Just my experience. Found a hardware issue…got rid of it, and now I’m plugging along with no more spikes, way improved audio performance, and 6ms latency and able to manage up to 40 processor intensive VSTi tracks plus 6 to 8 audio tracks on an ancient AMD Phenom II rig before I have to start rendering some of the VSTi tracks down to pure audio.

If you happen to have a spare drive laying around, or are in need of some extra storage anyway, what would it hurt to give it a try?

Same problem here.

Disk overload error when exporting in realtime.

I see many solutions listed in the thread, many apply to hardware I don’t have.

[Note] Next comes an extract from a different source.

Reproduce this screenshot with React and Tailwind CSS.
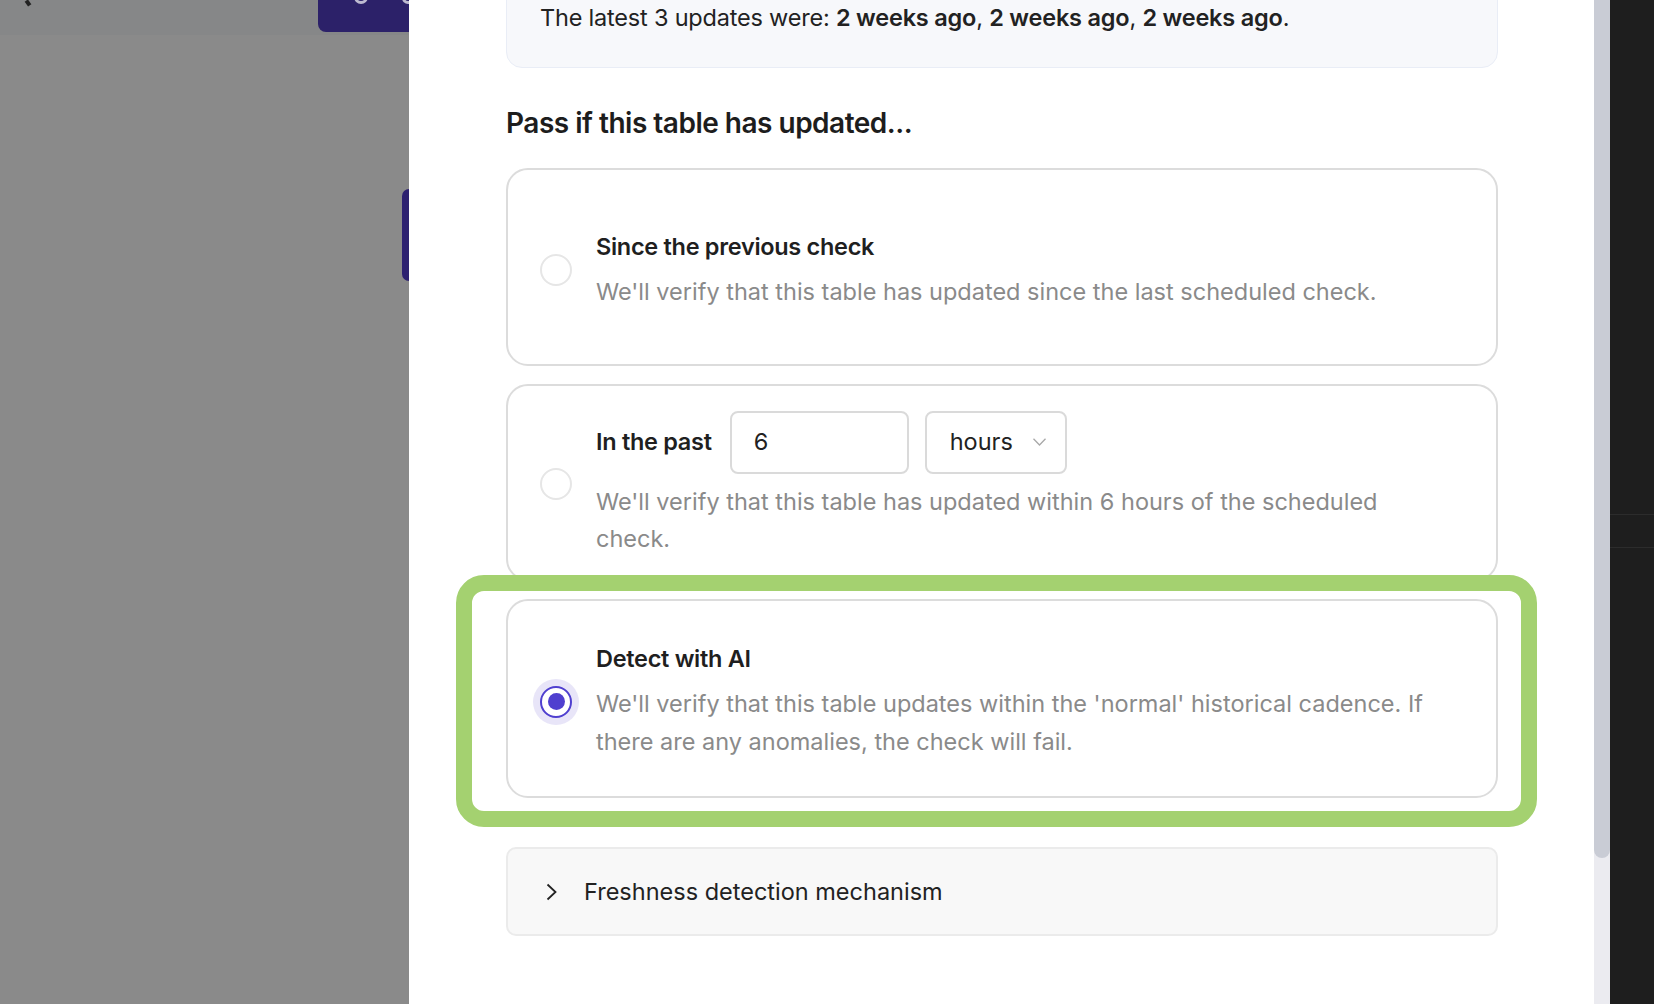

Situation is an export fails with a disk overload error when doing it in realtime but works fine when doing it in not-realtime. This seems illogical given the non-realtime export presumably is more intensive than the realtime export.

Has the issue been formally raised with Steinberg? Other than exporting from the beginning of the project, has anyone got a Cubase-specific method for dealing with this please?

i7 3Ghz
12GB RAM
GT 640 gfx
W7 x64
C7.5x64 C8 x64
Lynx ASIO

Hello,

I don’t know regarding your HDD?

Cheers

Had this error last weekend too, could fortunately do an offline export, which worked. Have not tried moving startpoint back a couple of bars though…

Hope this gets addressed sometimes.

make sure chrome is closed in the background.
usually it isn’t cubase that is the issue with real-times, it’s something being a processor hog in the background

Chris - the disks are normal HDDs, 7200 rpm on a hardware RAID 5 setup.

I actually think the disk overload message is not the correct error as the only time I get this error is when I am using MIDI and sometimes, it triggers exactly when a MIDI part starts. Additionally, if I do the export in non-realtime, the MIDI doesn’t play back properly which is why I have to do it in realtime.

So my hunch with a bit of evidence comparing various projects in realtime export is that the real cause of the error is something in the MIDI processing.